I have to marry our two energies. And that enormous task has been helped so much by Lin and I really creating this character together, tagging in on our thoughts and feelings about why this and why that. There’s an unwritten responsibility. It’s your job not to derail the show, to maintain what the other actors have developed. As for the whole sexy thing, which is just silly fun, there are worse things to be known for.
And there’s Javilton, which isn’t just Lin’s nickname for your take on the role, but is a bonafide hashtag-y trendy thing. My favorite manifestation is the Javilton Sun-Rides cocktail at Blue Dog in Hell’s Kitchen, a few blocks from the theater.
Yes! You know about that? Word is getting around! It’s a pineapple tequila sunrise with blood orange. It’s so smooth, which I shouldn’t say because it sounds like I’m saying it about myself, but it’s true. It’s easy to drink. A little too easy, if you will. Again, not talking about myself. [Laughs]
While the title role is Alexander Hamilton, arguably the lead role is Aaron Burr. And, on top of saying goodbye to Lin, who’s like a brother to you, it was also the final performance of Leslie Odom Jr. as Burr. He organized two meals a day to be sent to your home when you were taking weeks off work to deal with cancer. What was it like saying goodbye to someone who forged that kind of bond with you?
Oh, Leslie! Just wow with that guy. At our final performance together, afterwards, backstage, we were still both in costume, and I just took him aside and said the only thing I could say: “Thank you. Thank you for making me a better person.”

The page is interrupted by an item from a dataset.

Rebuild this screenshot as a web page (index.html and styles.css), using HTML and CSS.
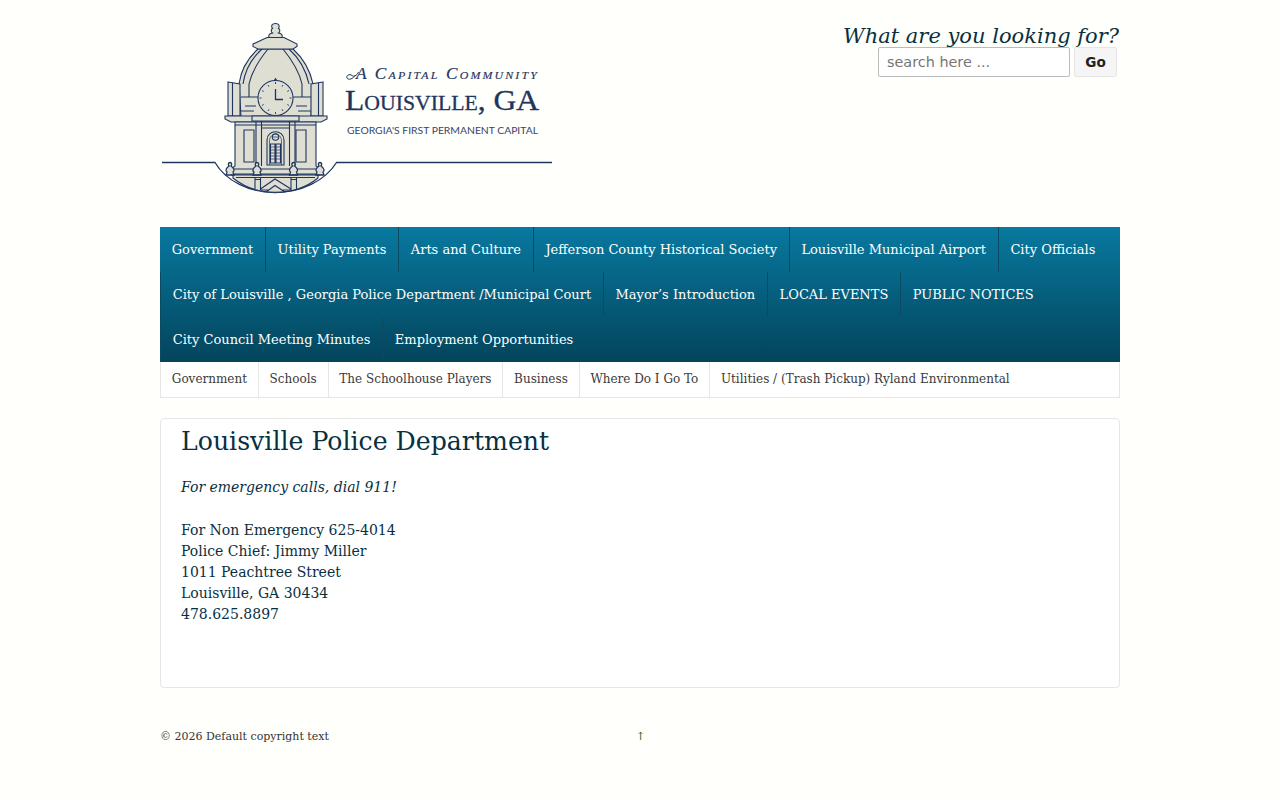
FILE: index.html
```html
<!DOCTYPE html>
<html lang="en">
<head>
<meta charset="utf-8">
<title>Louisville Police Department</title>
<link rel="stylesheet" href="styles.css">
</head>
<body>
<div class="page">
  <header class="masthead">
    <a class="logo" href="#">
      <svg class="logo-svg" width="392" height="176" viewBox="160 20 392 176">
        <g class="line">
          <!-- ground line and bowl -->
          <path class="thick" d="M162 162.500H215C226 181 249 192.500 275 192.500C301 192.500 325 181 336.500 162.500H552"/>
          <path class="fill" d="M233 174H318V178C307 187 292 192.300 275 192.300C258 192.300 244 187 233 178Z"/>
          <!-- dome -->
          <path class="fill" d="M258 49C248 58 241 70 239 84L241 117H311L313 84C310 70 303 58 293 49Z"/>
          <path d="M268 49C259 60 252 71 249 84V97M283 49C292 60 299 71 302 84V97M262 49C252 58 245 70 243 84M289 49C299 58 306 70 309 84"/>
          <path d="M241 97H258M293 97H311M245 106H256M296 106H307M241 111H254M298 111H311"/>
          <!-- side wings -->
          <path class="fill" d="M228 82L240 84V116H228Z"/>
          <path class="fill" d="M323 82L311 84V116H323Z"/>
          <path d="M232.500 83V116M318.500 83V116"/>
          <!-- cap and finial -->
          <path class="fill" d="M253 44L267 37.500H284L297 44V46.500L293 49H258L253 46.500Z"/>
          <path class="fill" d="M269 37.500C268 34.500 270 33.500 272.500 33C270.500 31.500 271 29 272.500 28.500C270.500 26 272 23.500 275.500 23.500C279 23.500 280 26 278.500 28.500C280 29 280.500 31.500 278.500 33C281 33.500 283 34.500 282 37.500Z"/>
          <!-- cornice -->
          <path class="fill" d="M225 116H327V119L321 122H231L225 119Z"/>
          <path class="fill" d="M252 116H299V121H252Z"/>
          <!-- lower body -->
          <path class="fill" d="M235 122H316V166L320 169V174H231V169L235 166Z"/>
          <path d="M235 125H316M232 169H319M256 121V166M261.500 121V166M289.500 121V166M295 121V166M261.500 128H289.500"/>
          <path class="fill" d="M244 130H254V162H244Z"/>
          <path class="fill" d="M296 130H306V162H296Z"/>
          <!-- arched door -->
          <path class="fill" d="M267 165V140C267 129 284 129 284 140V165Z"/>
          <path class="thin" d="M269.500 165V141C269.500 132 281.500 132 281.500 141V165"/>
          <circle cx="275.500" cy="137" r="3.200"/>
          <path class="thin" d="M272.500 137H278.500"/>
          <path class="fill" d="M270.500 144H275V163H270.500ZM276 144H280.500V163H276Z"/>
          <path class="thin" d="M270.500 147H275M270.500 150H275M270.500 153H275M270.500 156H275M270.500 159H275M276 147H280.500M276 150H280.500M276 153H280.500M276 156H280.500M276 159H280.500"/>
          <!-- clock -->
          <path class="dark" d="M274 81L275.500 78.800L277 81Z"/>
          <circle class="fill" cx="275.500" cy="98" r="17.500"/>
          <path class="hand" d="M275.500 89V99.500H283"/>
          <path class="tick" d="M275.500 82V84M275.500 112V114M259.500 98H261.500M289.500 98H291.500M283 85L282 86.700M289 90.500L287.300 91.500M289 105.500L287.300 104.500M283 111L282 109.300M268 111L269 109.300M262 105.500L263.700 104.500M262 90.500L263.700 91.500M268 85L269 86.700"/>
          <!-- urns -->
          <path class="urn" d="M230 162.500C228 162.500 228 165 229 166C226 168 225 171 227 172L226 175H234L233 172C235 171 234 168 231 166C232 165 232 162.500 230 162.500Z"/>
          <path class="urn" d="M257 162.500C255 162.500 255 165 256 166C253 168 252 171 254 172L253 175H261L260 172C262 171 261 168 258 166C259 165 259 162.500 257 162.500Z"/>
          <path class="urn" d="M293.500 162.500C291.500 162.500 291.500 165 292.500 166C289.500 168 288.500 171 290.500 172L289.500 175H297.500L296.500 172C298.500 171 297.500 168 294.500 166C295.500 165 295.500 162.500 293.500 162.500Z"/>
          <path class="urn" d="M320 162.500C318 162.500 318 165 319 166C316 168 315 171 317 172L316 175H324L323 172C325 171 324 168 321 166C322 165 322 162.500 320 162.500Z"/>
          <!-- base and gable -->
          <path d="M231 175H320M236 177.500H315"/>
          <path d="M255 177.500V189M260.500 177.500V190M291 177.500V190M296.500 177.500V189M255 179.500H260.500M291 179.500H296.500"/>
          <path d="M260.500 189L275 179L291 189M266 192L275 185.500L285 192M260.500 190H268M283 190H291"/>
        </g>
        <path class="swash" d="M355.500 75C353 79 348.500 80.500 347 78C345.800 75.500 349.500 73.500 352 75.500C354 77 356.500 76 358.500 72"/>
        <text class="tagline" x="356" y="79" textLength="183" lengthAdjust="spacingAndGlyphs">A Capital Community</text>
        <text class="city" x="345" y="110" textLength="194" lengthAdjust="spacingAndGlyphs">Louisville, GA</text>
        <text class="motto" x="347" y="134" textLength="191" lengthAdjust="spacingAndGlyphs">GEORGIA'S FIRST PERMANENT CAPITAL</text>
      </svg>
    </a>
    <form class="search">
      <div class="search-title">What are you looking for?</div>
      <div class="search-row">
        <input class="search-input" type="text" placeholder="search here ...">
        <button class="search-go" type="button">Go</button>
      </div>
    </form>
  </header>

  <nav>
    <ul class="primary">
      <li><a href="#">Government</a></li>
      <li><a href="#">Utility Payments</a></li>
      <li><a href="#">Arts and Culture</a></li>
      <li><a href="#">Jefferson County Historical Society</a></li>
      <li><a href="#">Louisville Municipal Airport</a></li>
      <li><a href="#">City Officials</a></li>
      <li><a href="#">City of Louisville , Georgia Police Department /Municipal Court</a></li>
      <li><a href="#">Mayor’s Introduction</a></li>
      <li><a href="#">LOCAL EVENTS</a></li>
      <li><a href="#">PUBLIC NOTICES</a></li>
      <li><a href="#">City Council Meeting Minutes</a></li>
      <li><a href="#">Employment Opportunities</a></li>
    </ul>
    <ul class="secondary">
      <li><a href="#">Government</a></li>
      <li><a href="#">Schools</a></li>
      <li><a href="#">The Schoolhouse Players</a></li>
      <li><a href="#">Business</a></li>
      <li><a href="#">Where Do I Go To</a></li>
      <li><a href="#">Utilities / (Trash Pickup) Ryland Environmental</a></li>
    </ul>
  </nav>

  <main class="content">
    <h1 class="title">Louisville Police Department</h1>
    <p class="note">For emergency calls, dial 911!</p>
    <p class="details">For Non Emergency 625-4014<br>Police Chief: Jimmy Miller<br>1011 Peachtree Street<br>Louisville, GA 30434<br>478.625.8897</p>
  </main>

  <footer class="foot">
    <span class="copy">© 2026 Default copyright text</span>
    <a class="top" href="#">↑</a>
  </footer>
</div>
</body>
</html>
```

FILE: styles.css
```css
html, body {
  margin: 0;
  padding: 0;
}
body {
  background: #fffffb;
  color: #08303f;
  font-family: "DejaVu Serif", serif;
  font-size: 14px;
  line-height: 21px;
}
a {
  color: inherit;
  text-decoration: none;
}
.page {
  width: 960px;
  margin: 0 auto;
}
.masthead {
  display: flex;
  justify-content: space-between;
  height: 227px;
}
.logo {
  display: block;
  padding-top: 20px;
  height: 176px;
}
.logo-svg {
  display: block;
}
.line {
  fill: none;
  stroke: #1f3560;
  stroke-width: 1.100;
}
.line .fill {
  fill: #dfded2;
}
.line .thick {
  stroke-width: 1.300;
}
.line .thin {
  stroke-width: .700;
}
.line .tick {
  stroke-width: .900;
}
.line .dark {
  fill: #1f3560;
}
.line .hand {
  stroke-width: 1.300;
}
.line .urn {
  fill: #dfded2;
  stroke-width: 1.300;
}
.swash {
  fill: none;
  stroke: #1f3560;
  stroke-width: 1;
}
.tagline {
  font-family: "Liberation Serif", serif;
  font-style: italic;
  font-variant: small-caps;
  font-size: 16px;
  letter-spacing: 2px;
  fill: #1f3560;
  stroke: #1f3560;
  stroke-width: .15px;
}
.city {
  font-family: "Liberation Serif", serif;
  font-variant: small-caps;
  font-size: 29px;
  fill: #1f3560;
  stroke: #1f3560;
  stroke-width: .3px;
}
.motto {
  font-family: "Lato", sans-serif;
  font-size: 9.300px;
  fill: #33466f;
}
.search {
  display: flex;
  flex-direction: column;
  align-items: flex-end;
  padding: 23px 1px 0 0;
}
.search-title {
  font-size: 21px;
  font-style: italic;
  line-height: 26px;
}
.search-row {
  display: flex;
  gap: 4px;
  padding-right: 2px;
  margin-top: -2px;
}
.search-input {
  box-sizing: border-box;
  width: 192px;
  height: 30px;
  padding: 0 8px;
  border: 1px solid #bbb;
  border-radius: 2px;
  background: #fff;
  font-family: "DejaVu Sans", sans-serif;
  font-size: 14.400px;
  color: #333;
}
.search-input::placeholder {
  color: #757575;
}
.search-go {
  box-sizing: border-box;
  width: 43px;
  height: 30px;
  padding: 0;
  border: 1px solid #e6e6e6;
  border-radius: 2px;
  background: #f5f5f5;
  font-family: "DejaVu Sans", sans-serif;
  font-size: 13.600px;
  font-weight: 700;
  color: #222;
}
.primary {
  display: flex;
  flex-wrap: wrap;
  margin: 0;
  padding: 0;
  list-style: none;
  background: linear-gradient(#08799f, #03445c);
}
.primary li {
  border-left: 1px solid #0a4a63;
}
.primary li:first-child {
  border-left: 0;
}
.primary a {
  display: block;
  padding: 0 11.700px;
  line-height: 45px;
  font-size: 13px;
  color: #fff;
}
.secondary {
  display: flex;
  margin: 0;
  padding: 0;
  list-style: none;
  background: #fff;
  border: 1px solid #e6e6e6;
  border-top: 0;
}
.secondary li {
  border-left: 1px solid #e6e6e6;
}
.secondary li:first-child {
  border-left: 0;
}
.secondary a {
  display: block;
  padding: 0 10.800px;
  line-height: 35px;
  font-size: 12px;
  color: #3a3a3a;
}
.content {
  box-sizing: border-box;
  height: 270px;
  margin-top: 20px;
  padding: 0 20px;
  background: #fff;
  border: 1px solid #e6e6e6;
  border-radius: 4px;
}
.title {
  margin: 0;
  padding-top: 7px;
  font-size: 25.200px;
  font-weight: 400;
  line-height: 31px;
}
.note {
  margin: 20px 0 22px;
  font-style: italic;
}
.details {
  margin: 0;
}
.foot {
  display: flex;
  align-items: center;
  margin-top: 39px;
  font-size: 11px;
  line-height: 20px;
  color: #333;
}
.copy {
  width: 476px;
}
.top {
  color: #3a5a1a;
}
```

Leslie was part of that historic Tony Awards night where the top four acting awards for musicals went to black actors — three of whom were Hamilton wins. So much has been said about what Hamilton means for race and for women and for all these sidelined cultures, this otherness. But I’m curious: Have you ever felt revolutionary in this show not just as a Latino man, but also as a gay man?
The amazing power of this show is that it’s not just a history lesson; it’s a lesson in empathy. It’s a lesson in sharing experience. Whether the opportunities that present themselves for me are about sharing my ethnicity, sharing my sexuality, or sharing my health issues, it’s been a humbling reminder that there is so much more that we can share about ourselves, and there is such power in that moment of connection. I’m immensely proud of the hope and encouragement I can offer audiences or fans merely by my existence. I am proof that it’s not impossible.